Sun Set over the Kutupalong Camp

I thought yesterday was my last time to the Obat clinic at Kutupalong Camp but at the last minute it seemed the three UK doctors decided they wanted to be together at the Hope Clinic so I became the default doctor to head for Obat.

We traveled for an hour and a half in a van to the entrance of Kulupalong Camp. No one waited for us there. We walked towards the clinic which we could see as it was on top of a hill with flags waving. It was not as foggy as yesterday. Children girls and boys alike played at making shelters; they grew up fast in the camp.

Hasina was a 25-year-old woman, here in camp for 3 months. She was near term when she ran away with 7 other children, walking for 8 days in her very pregnant state.
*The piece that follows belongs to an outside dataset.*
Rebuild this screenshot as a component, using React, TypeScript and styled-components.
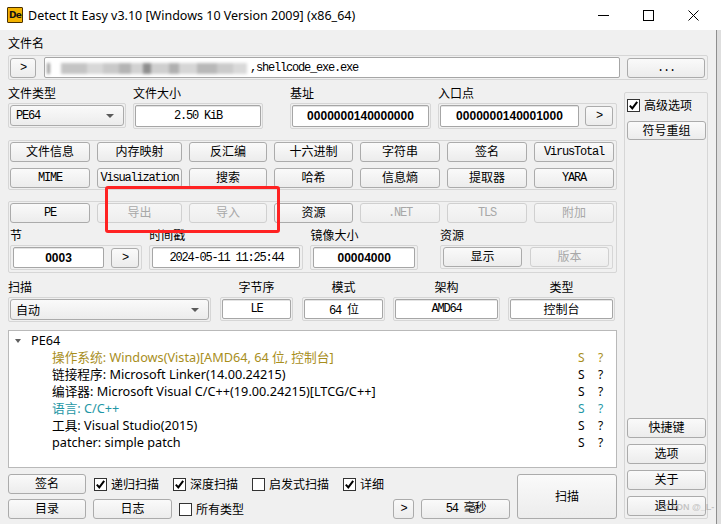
import React from "react";
import styled, { createGlobalStyle, css } from "styled-components";

// ---------------------------------------------------------------------------
// Fonts
// ---------------------------------------------------------------------------

const UI_FONT = `"Noto Sans", "Noto Sans CJK SC", sans-serif`;
const MONO_FONT = `"Liberation Mono", "Noto Sans CJK SC", monospace`;
const HEX_FONT = `"Liberation Sans", "Noto Sans CJK SC", sans-serif`;

const GlobalStyle = createGlobalStyle`
  html, body { margin: 0; padding: 0; background: #e2e2e2; }
  body { font-family: ${UI_FONT}; font-size: 12px; color: #000; }
  * { box-sizing: border-box; }
`;

// ---------------------------------------------------------------------------
// Shell
// ---------------------------------------------------------------------------

const Screen = styled.div`
  position: relative;
  width: 721px;
  height: 524px;
  overflow: hidden;
  display: flex;
  background: linear-gradient(#fff 0 30px, #dedede 30px);
`;

const Window = styled.div`
  width: 717px;
  height: 524px;
  display: flex;
  flex-direction: column;
  flex-shrink: 0;
`;

const TitleBar = styled.div`
  height: 30px;
  flex-shrink: 0;
  background: #fff;
  display: flex;
  align-items: center;
  padding: 0 1px 0 7px;
`;

const AppIcon = styled.div`
  width: 16px;
  height: 16px;
  background: #f2b200;
  border: 1px solid #4a3000;
  border-radius: 1px;
  display: flex;
  align-items: center;
  justify-content: center;
  font-family: "DejaVu Sans", sans-serif;
  font-weight: bold;
  font-size: 9px;
  letter-spacing: -0.8px;
  color: #111;
`;

const TitleText = styled.div`
  flex: 1;
  margin-left: 5px;
  font-size: 12.5px;
  white-space: nowrap;
`;

const WinButton = styled.div`
  width: 45px;
  height: 30px;
  display: flex;
  align-items: center;
  justify-content: center;
`;

const Body = styled.div`
  flex: 1;
  display: flex;
  flex-direction: column;
  padding: 6px 0 5px 8px;
  background: #f0f0f0;
  border-right: 1px solid #8e8e8e;
`;

// ---------------------------------------------------------------------------
// Controls
// ---------------------------------------------------------------------------

const Label = styled.div<{ $center?: boolean }>`
  height: 16px;
  line-height: 16px;
  font-size: 12px;
  white-space: nowrap;
  text-align: ${(p) => (p.$center ? "center" : "left")};
`;

const Frame = styled.div<{ $gap?: number; $pad?: string }>`
  display: flex;
  align-items: center;
  gap: ${(p) => p.$gap ?? 6}px;
  border: 1px solid #d6d6d6;
  border-radius: 2px;
  padding: ${(p) => p.$pad ?? "1px"};
`;

const monoText = css`
  font-family: ${MONO_FONT};
  font-size: 12px;
  letter-spacing: -1.2px;
`;

const Button = styled.button<{ $w?: number; $h?: number; $mono?: boolean }>`
  width: ${(p) => (p.$w ? `${p.$w}px` : "100%")};
  height: ${(p) => p.$h ?? 20}px;
  flex-shrink: 0;
  margin: 0;
  padding: 0;
  border: 1px solid #ababab;
  border-radius: 3px;
  background: linear-gradient(#fafafa, #ececec);
  color: #000;
  font-family: ${UI_FONT};
  font-size: 12px;
  line-height: 1;
  white-space: nowrap;
  ${(p) => p.$mono && monoText}

  &:disabled {
    border-color: #d0d0d0;
    background: linear-gradient(#f6f6f6, #eeeeee);
    color: #a8a8a8;
  }
`;

const Field = styled.div<{ $w?: number; $h?: number; $kind?: "mono" | "hex" | "ui" }>`
  width: ${(p) => (p.$w ? `${p.$w}px` : "auto")};
  flex: ${(p) => (p.$w ? "0 0 auto" : "1")};
  height: ${(p) => p.$h ?? 21}px;
  background: #fff;
  border: 1px solid #a6a6a6;
  border-radius: 2px;
  box-shadow: inset 0 1px 0 #e4e4e4;
  display: flex;
  align-items: center;
  justify-content: center;
  white-space: nowrap;
  ${(p) =>
    p.$kind === "hex"
      ? css`
          font-family: ${HEX_FONT};
          font-weight: bold;
          font-size: 12px;
        `
      : p.$kind === "mono"
      ? monoText
      : css`
          font-size: 12px;
        `}
`;

const Combo = styled.div<{ $mono?: boolean }>`
  flex: 1;
  height: 21px;
  border: 1px solid #ababab;
  border-radius: 3px;
  background: linear-gradient(#fafafa, #ececec);
  display: flex;
  align-items: center;
  justify-content: space-between;
  padding: 0 9px 0 5px;
  ${(p) => (p.$mono ? monoText : css`font-size: 12px;`)}
`;

const ComboArrow = styled.span`
  width: 0;
  height: 0;
  border-left: 4px solid transparent;
  border-right: 4px solid transparent;
  border-top: 4px solid #5a5a5a;
`;

const CheckItem = styled.label`
  display: inline-flex;
  align-items: center;
  gap: 4px;
  height: 20px;
  white-space: nowrap;
  font-size: 12px;
`;

const CheckBox = styled.span`
  width: 13px;
  height: 13px;
  flex-shrink: 0;
  background: #fff;
  border: 1px solid #333;
  display: inline-flex;
  align-items: center;
  justify-content: center;
`;

function Check({ checked, children }: { checked?: boolean; children: React.ReactNode }) {
  return (
    <CheckItem>
      <CheckBox>
        {checked && (
          <svg width="11" height="11" viewBox="0 0 11 11">
            <path d="M1.8 5.6 L4.3 8.4 L9.2 1.8" fill="none" stroke="#000" strokeWidth="2" />
          </svg>
        )}
      </CheckBox>
      {children}
    </CheckItem>
  );
}

// ---------------------------------------------------------------------------
// Layout pieces
// ---------------------------------------------------------------------------

const FileFrame = styled(Frame)`
  width: 700px;
  margin-top: 3px;
  padding: 1px 2px 1px 1px;
`;

const PathInput = styled.div`
  flex: 1;
  height: 21px;
  margin: 0 1px 0 2px;
  background: #fff;
  border: 1px solid #a6a6a6;
  border-radius: 2px;
  display: flex;
  align-items: center;
  padding-left: 2px;
  overflow: hidden;
  white-space: nowrap;
`;

// Redacted part of the path: blurred grey blobs, no readable text
const Redaction = styled.span`
  display: inline-block;
  width: 203px;
  height: 11px;
  margin-top: 1px;
  filter: blur(1.6px);
  background: linear-gradient(
    to right,
    #9a9a9a 0 3px,
    transparent 3px 14px,
    #c4c4c4 14px 40px,
    #d8d8d8 40px 56px,
    #c9c9c9 56px 72px,
    #b4b4b4 72px 84px,
    #d2d2d2 84px 96px,
    #8e8e8e 96px 104px,
    #cfcfcf 104px 122px,
    #b0b0b0 122px 132px,
    #d6d6d6 132px 150px,
    #b8b8b8 150px 170px,
    #cbcbcb 170px 186px,
    #d9d9d9 186px 200px,
    transparent 200px
  );
`;

const MonoText = styled.span`
  ${monoText}
`;

const Split = styled.div`
  display: flex;
  margin-top: 6px;
  flex: 1;
`;

const LeftCol = styled.div`
  width: 609px;
  display: flex;
  flex-direction: column;
`;

const Row = styled.div<{ $mt?: number }>`
  display: flex;
  align-items: flex-start;
  margin-top: ${(p) => p.$mt ?? 0}px;
`;

const Group = styled.div<{ $w: number; $ml?: number }>`
  width: ${(p) => p.$w}px;
  margin-left: ${(p) => p.$ml ?? 0}px;
  display: flex;
  flex-direction: column;
  & > ${Frame} {
    margin-top: 1px;
  }
`;

const ButtonGrid = styled.div`
  display: grid;
  grid-template-columns: 80px 85px 78px 79px 80px 80px 80px;
  gap: 6px 7px;
`;

const Panel = styled.div<{ $mt: number; $pad?: string }>`
  margin-top: ${(p) => p.$mt}px;
  border: 1px solid #d6d6d6;
  border-radius: 2px;
  padding: ${(p) => p.$pad ?? "1px 3px 1px 1px"};
`;

const Tree = styled.div`
  margin-top: 8px;
  height: 138px;
  background: #fff;
  border: 1px solid #b9b9b9;
  padding-top: 1px;
`;

const TreeRow = styled.div<{ $color?: string; $indent: number }>`
  height: 17px;
  line-height: 17px;
  display: grid;
  grid-template-columns: 1fr 20px 19px;
  align-items: center;
  padding-left: ${(p) => p.$indent}px;
  color: ${(p) => p.$color ?? "#000"};
  font-size: 12.7px;
  white-space: nowrap;
`;

const TreeText = styled.span`
  display: flex;
  align-items: center;
  height: 17px;
`;

const Expander = styled.span`
  width: 0;
  height: 0;
  margin-right: 10px;
  border-left: 3.5px solid transparent;
  border-right: 3.5px solid transparent;
  border-top: 4px solid #606060;
`;

const Status = styled.span`
  padding-left: 1px;
  font-size: 12px;
  line-height: 17px;
`;

const BottomArea = styled.div`
  display: flex;
  margin-top: 6px;
`;

const BottomLeft = styled.div`
  width: 502px;
  display: flex;
  flex-direction: column;
  gap: 5px;
`;

const BottomRow = styled.div<{ $gap?: number }>`
  display: flex;
  align-items: center;
  height: 20px;
  gap: ${(p) => p.$gap ?? 14}px;
`;

const Spacer = styled.div`
  flex: 1;
`;

const RightPanel = styled.div`
  width: 84px;
  margin: 6px 0 0 7px;
  border: 1px solid #d6d6d6;
  border-radius: 2px;
  padding: 2px 2px 2px 2px;
  display: flex;
  flex-direction: column;
  gap: 6px;
`;

const Watermark = styled.div`
  position: absolute;
  left: 664px;
  top: 502px;
  font-family: "Liberation Sans", sans-serif;
  font-size: 9px;
  font-weight: bold;
  color: rgba(150, 150, 150, 0.5);
  white-space: nowrap;
`;

const Annotation = styled.div`
  position: absolute;
  left: 105px;
  top: 186px;
  width: 175px;
  height: 47px;
  border: 3px solid #ff2222;
  border-radius: 3px;
`;

// ---------------------------------------------------------------------------
// Data
// ---------------------------------------------------------------------------

const TOOL_BUTTONS: { label: string; mono?: boolean }[] = [
  { label: "文件信息" },
  { label: "内存映射" },
  { label: "反汇编" },
  { label: "十六进制" },
  { label: "字符串" },
  { label: "签名" },
  { label: "VirusTotal", mono: true },
  { label: "MIME", mono: true },
  { label: "Visualization", mono: true },
  { label: "搜索" },
  { label: "哈希" },
  { label: "信息熵" },
  { label: "提取器" },
  { label: "YARA", mono: true },
];

const PE_BUTTONS: { label: string; mono?: boolean; disabled?: boolean }[] = [
  { label: "PE", mono: true },
  { label: "导出", disabled: true },
  { label: "导入", disabled: true },
  { label: "资源" },
  { label: ".NET", mono: true, disabled: true },
  { label: "TLS", mono: true, disabled: true },
  { label: "附加", disabled: true },
];

const OLIVE = "#a88e1c";
const TEAL = "#1f97a6";

const DETECTS: { text: string; color?: string }[] = [
  { text: "操作系统: Windows(Vista)[AMD64, 64 位, 控制台]", color: OLIVE },
  { text: "链接程序: Microsoft Linker(14.00.24215)" },
  { text: "编译器: Microsoft Visual C/C++(19.00.24215)[LTCG/C++]" },
  { text: "语言: C/C++", color: TEAL },
  { text: "工具: Visual Studio(2015)" },
  { text: "patcher: simple patch" },
];

// ---------------------------------------------------------------------------
// Component
// ---------------------------------------------------------------------------

export default function App() {
  return (
    <Screen>
      <GlobalStyle />
      <Window>
        <TitleBar>
          <AppIcon>De</AppIcon>
          <TitleText>Detect It Easy v3.10 [Windows 10 Version 2009] (x86_64)</TitleText>
          <WinButton>
            <svg width="11" height="11" viewBox="0 0 11 11">
              <path d="M0 5.5 H11" stroke="#000" strokeWidth="1" />
            </svg>
          </WinButton>
          <WinButton>
            <svg width="11" height="11" viewBox="0 0 11 11">
              <rect x="0.5" y="0.5" width="10" height="10" fill="none" stroke="#000" strokeWidth="1" />
            </svg>
          </WinButton>
          <WinButton>
            <svg width="11" height="11" viewBox="0 0 11 11">
              <path d="M0.5 0.5 L10.5 10.5 M10.5 0.5 L0.5 10.5" stroke="#000" strokeWidth="1" />
            </svg>
          </WinButton>
        </TitleBar>

        <Body>
          <Label>文件名</Label>
          <FileFrame $gap={6}>
            <Button $w={26} $mono>&gt;</Button>
            <PathInput>
              <Redaction aria-hidden="true" />
              <MonoText>,shellcode_exe.exe</MonoText>
            </PathInput>
            <Button $w={78} $mono>...</Button>
          </FileFrame>

          <Split>
            <LeftCol>
              <Row>
                <Group $w={118}>
                  <Label>文件类型</Label>
                  <Frame>
                    <Combo $mono>
                      PE64
                      <ComboArrow />
                    </Combo>
                  </Frame>
                </Group>
                <Group $w={130} $ml={7}>
                  <Label>文件大小</Label>
                  <Frame>
                    <Field $h={22} $kind="mono">2.50 KiB</Field>
                  </Frame>
                </Group>
                <Group $w={141} $ml={27}>
                  <Label>基址</Label>
                  <Frame>
                    <Field $h={22} $kind="hex">0000000140000000</Field>
                  </Frame>
                </Group>
                <Group $w={179} $ml={7}>
                  <Label>入口点</Label>
                  <Frame $pad="1px 4px 1px 1px">
                    <Field $w={139} $h={22} $kind="hex">0000000140001000</Field>
                    <Button $w={28} $mono>&gt;</Button>
                  </Frame>
                </Group>
              </Row>

              <Panel $mt={11}>
                <ButtonGrid>
                  {TOOL_BUTTONS.map((b) => (
                    <Button key={b.label} $mono={b.mono}>
                      {b.label}
                    </Button>
                  ))}
                </ButtonGrid>
              </Panel>

              <Panel $mt={11} $pad="1px 3px 2px 1px">
                <ButtonGrid>
                  {PE_BUTTONS.map((b) => (
                    <Button key={b.label} $mono={b.mono} disabled={b.disabled}>
                      {b.label}
                    </Button>
                  ))}
                </ButtonGrid>
                <Row $mt={5}>
                  <Group $w={133}>
                    <Label>节</Label>
                    <Frame $gap={7} $pad="1px 2px">
                      <Field $w={91} $kind="hex">0003</Field>
                      <Button $w={28} $mono>&gt;</Button>
                    </Frame>
                  </Group>
                  <Group $w={155} $ml={7}>
                    <Label>时间戳</Label>
                    <Frame $pad="1px 2px">
                      <Field $kind="mono">2024-05-11 11:25:44</Field>
                    </Frame>
                  </Group>
                  <Group $w={108} $ml={7}>
                    <Label>镜像大小</Label>
                    <Frame $pad="1px 2px">
                      <Field $kind="hex">00004000</Field>
                    </Frame>
                  </Group>
                  <Group $w={174} $ml={22}>
                    <Label>资源</Label>
                    <Frame $gap={8} $pad="1px 2px">
                      <Button $w={79}>显示</Button>
                      <Button $w={79} disabled>
                        版本
                      </Button>
                    </Frame>
                  </Group>
                </Row>
              </Panel>

              <Row $mt={7}>
                <Group $w={203}>
                  <Label>扫描</Label>
                  <Frame>
                    <Combo>
                      自动
                      <ComboArrow />
                    </Combo>
                  </Frame>
                </Group>
                <Group $w={73} $ml={9}>
                  <Label $center>字节序</Label>
                  <Frame>
                    <Field $h={20} $kind="mono">LE</Field>
                  </Frame>
                </Group>
                <Group $w={83} $ml={9}>
                  <Label $center>模式</Label>
                  <Frame>
                    <Field $h={20} $kind="mono">64 位</Field>
                  </Frame>
                </Group>
                <Group $w={107} $ml={8}>
                  <Label $center>架构</Label>
                  <Frame>
                    <Field $h={20} $kind="mono">AMD64</Field>
                  </Frame>
                </Group>
                <Group $w={107} $ml={8}>
                  <Label $center>类型</Label>
                  <Frame>
                    <Field $h={20}>控制台</Field>
                  </Frame>
                </Group>
              </Row>

              <Tree>
                <TreeRow $indent={6}>
                  <TreeText>
                    <Expander />
                    PE64
                  </TreeText>
                </TreeRow>
                {DETECTS.map((d) => (
                  <TreeRow key={d.text} $indent={43} $color={d.color}>
                    <TreeText>{d.text}</TreeText>
                    <Status>S</Status>
                    <Status>?</Status>
                  </TreeRow>
                ))}
              </Tree>

              <BottomArea>
                <BottomLeft>
                  <BottomRow>
                    <Button $w={78} style={{ marginRight: -6 }}>
                      签名
                    </Button>
                    <Check checked>递归扫描</Check>
                    <Check checked>深度扫描</Check>
                    <Check>启发式扫描</Check>
                    <Check checked>详细</Check>
                  </BottomRow>
                  <BottomRow $gap={7}>
                    <Button $w={78}>目录</Button>
                    <Button $w={79}>日志</Button>
                    <Check>所有类型</Check>
                    <Spacer />
                    <Button $w={21} $mono>
                      &gt;
                    </Button>
                    <Button $w={89} $mono>
                      54 毫秒
                    </Button>
                  </BottomRow>
                </BottomLeft>
                <Button $w={100} $h={45} style={{ marginLeft: 7 }}>
                  扫描
                </Button>
              </BottomArea>
            </LeftCol>

            <RightPanel>
              <Check checked>高级选项</Check>
              <Button $w={79} $h={19}>
                符号重组
              </Button>
              <Spacer />
              <Button $w={79}>快捷键</Button>
              <Button $w={79}>选项</Button>
              <Button $w={79}>关于</Button>
              <Button $w={79}>退出</Button>
            </RightPanel>
          </Split>
        </Body>
      </Window>
      <Annotation />
      <Watermark>CSDN @_L-</Watermark>
    </Screen>
  );
}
Some days, it rained and they were miserably wet. They had little to eat and most days they drank only water. They hid in the jungle for fear of the military and scarcely slept. We gave her a bag full of dried salted fish, groundnuts and apples, the latter lit up the eyes of four of her children who came with her.

The clinic was busy, patients streamed in endlessly. I saw about 30 patients and took a break at one o’clock and then resumed seeing patients to a total of 50. It was a very tiring and exhausting day.

Words must have spread concerning the clinic giving out food. One irritable child, probably hungry because of the long wait came in right away asking where was her apple. Giving out food in the clinic created an incentive for patients to come even if there were no real medical issues.

In the newspaper today, one of the headlines flashed,”Mayanmar agrees to take back the refugees in two years”. I did not read the details of the article but I wonder how many Rohingya would go back.

My translator was Yasim who had been in the camp for two months. Oldest of 6 siblings, he said when the gun started to shoot, everyone scattered. In the chaos he was separated from his family but he was fortunate to reunite with them. He saw many people killed and as he related his story his eyes glinted the horror he witnessed. He feels he is not accepted at Bangladesh and would like to go back to Myanmar if he is given citizenship for after all that has been his home.

As I crossed the bamboo bridge leaving the entrance to the Kutupalong Camp for the last time, I looked back at the glowing sun about to set over the camp. Its red glow penetrated the grey haze shrouding the enormous canopy that temporarily housed the massive humanity that had made its narrow and harrowing escape from the military crackdown and communal violence over the last five months.